One practical near-term direction: measured early reflections + synthetic late reverb. Early reflections are the most location-specific and difficult to fake; late tails can be generated with high quality and modulation. Hybrid engines reduce CPU and increase mix flexibility while preserving the “fingerprint” that makes convolution attractive.
8) Key takeaways for practicing engineers
- Texture is timing + density + decay shape, not just “a reverb sound.” Treat the IR as an editable object with anatomy.
- Capture cleanly: ESS sweeps (10–30 s), sufficient headroom, and a tail noise floor ideally < −70 dB relative to peak will outperform “cool” spaces captured poorly.
- Align and window deliberately: define the direct/early start, set predelay intentionally, and consider splitting early/late layers for control.
- Shape frequency-dependent decay with multiband envelopes when you need realism or mix-fit; EQ alone doesn’t replicate time-varying absorption.

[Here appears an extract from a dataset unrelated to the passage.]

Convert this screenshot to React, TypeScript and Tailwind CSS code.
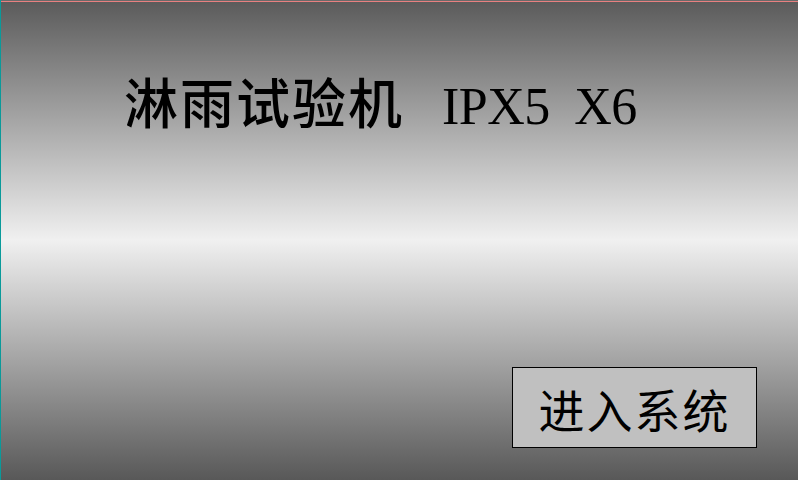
export default function App() {
  return (
    <div className="relative w-[798px] h-[480px] overflow-hidden flex flex-col border-l-[1.5px] border-l-[#0a9a9a] bg-[linear-gradient(to_bottom,#5a5a5a_0%,#f0f0f0_50%,#585858_100%)]">
      <div className="h-px w-full bg-[#6a6a6a]" />
      <div className="h-px w-full bg-[#e88080]" />
      <div className="mt-[70px] pl-[123px] flex items-baseline text-black font-bold text-[54px] leading-[58px] whitespace-nowrap [font-family:'Liberation_Serif','Noto_Sans_CJK_SC',serif]">
        <span className="[font-family:'Noto_Sans_CJK_SC',sans-serif] font-medium tracking-[2px]">淋雨试验机</span>
        <span className="ml-[38px] font-normal text-[52px] tracking-[-0.5px] [word-spacing:12px]">IPX5 X6</span>
      </div>
      <div className="mt-auto mb-[32px] mr-[41px] self-end w-[245px] h-[81px] border border-black bg-[#c0c0c0] flex items-center justify-center">
        <span className="text-[46px] leading-none text-black [font-family:'Noto_Sans_CJK_SC',sans-serif] tracking-[2px]">进入系统</span>
      </div>
    </div>
  );
}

- Choose phase strategy based on purpose: true-phase for spatial realism; minimum-phase for tonal/color IR applications.
- True stereo matters when you want width and envelopment at low send levels; it’s not just “stereo marketing.”
- Hybridize when needed: add subtle modulation, saturation, or algorithmic late tails to overcome the static, linear nature of classic convolution.
Convolution texture creation is less about finding the perfect IR and more about building a repeatable chain: disciplined capture, careful deconvolution, purposeful editing, and mix-aware deployment. When you treat IRs as engineered assets—measured, validated, and sculpted—you gain a level of spatial and tonal authorship that’s difficult to achieve any other way.